A good rule of the thumb (not always ideal, well, just a rule of the thumb) is to re-hash if the hashtable is filled up to 80%. That means if you have 100 buckets and 80 items inside, regardless how many collision you had before, it's getting time to increase capacity.

How much should you increase it? Well, there is also no perfect value. Simplest solution is to double capacity on each increase. So it goes to 200, 400, 800, and so on. If you think this is too much (after all it will jump from 8 MB memory to 16 MB when the hashtable gets really large and you may never fill up the 16 MB), choose a smaller grow factor. At least 1/3 is recommend (growing it from 100 to 133) I'd say, maybe let it grow by 50% each time as a compromise.

Note that all this also depends how collisions are handled.

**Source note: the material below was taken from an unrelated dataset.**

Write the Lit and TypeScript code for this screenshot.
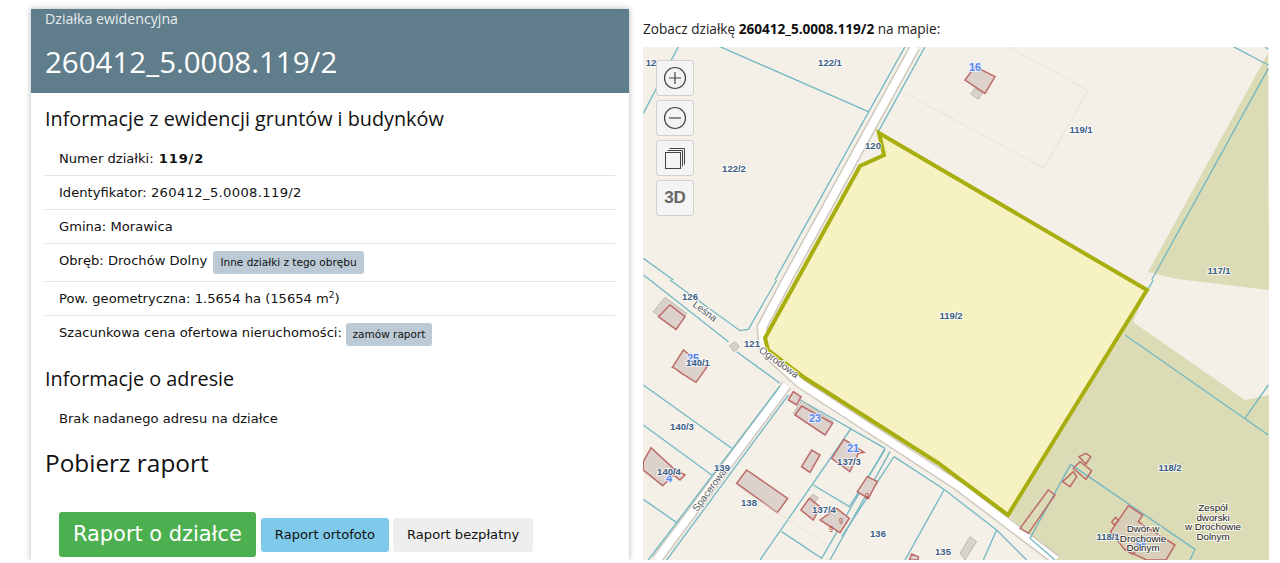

A simple way to handle them (my personal favorite) is to store the items in a linked list when there is a collision. If 3 items are placed at the same key, there are still only up to 3 compares to find it. Since linked list are very ineffective for searching, you may want to increase capacity earlier, e.g. if 60% capacity is used to keep the hashtable fast. OTOH, you can do something more sophisticated and keep stats about the number of collisions. As long as you hardly have any collisions (if you have a very good hash function) there is no need to re-hash at all, even if 99% of its capacity is in use. Also if you handle collisions in a sophisticated way (e.g. each node is again a sorted table and you can perform binary search within these) your lookup might still be fast enough if the table is loaded to 200% (so you have twice as many items as capacity). In that case you could keep stats how big the largest sorted table is and when it gets bigger than, let's say, 8 entries, you think this is getting too slow and then you re-hash.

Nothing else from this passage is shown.